I've been commenting on this phenomenon for a while now
/Frantic New Yorkers snapping up unwanted homes
They were the castoffs of local real estate — until coronavirus came to call.
Some houses in suburban towns and rural areas outside of New York City sat on the market for years.
But then the pandemic spurred cooped-up urbanites to run for the hills and sparked an uptick in property sales within a few-hour radius of Manhattan.
In Connecticut, a charming colonial home in Darien lingered on the market for 1,083 days, while a 1980s contemporary in Salisbury ticked over the 1,500-day mark.
But then COVID-19 hit.

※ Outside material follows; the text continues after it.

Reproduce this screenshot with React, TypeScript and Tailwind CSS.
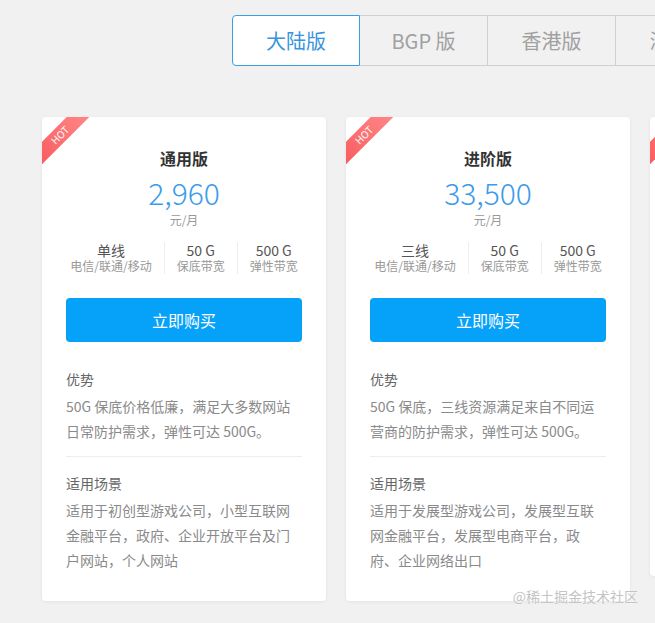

They went from being the last kids picked on the team to idyllic quarantine dreams.
Two additional takeaways:
“Before the pandemic, everyone would say, ‘Hey, if I’m buying a million-dollar house, I want a new kitchen and renovated bathrooms,” says listing broker Bill Melnick of Elyse Harney Real Estate. “But now if the toilet flushes and they can move in quickly, they’re here!”
And:
Larger homes that fell out of favor are now back en vogue, agents add. “It allows working couples to have two home offices in addition to bedrooms with the possibility that shelter [in place] will happen again,” [Catskill agent] Serouya says.
And my own observation: in Greenwich, these unwanted lovelies are still selling at a fraction of their original asking prices, indicating that overpricing played a role – often, in my opinion, the sole role — in their failure to sell for so long. The NY post article suggests the same point.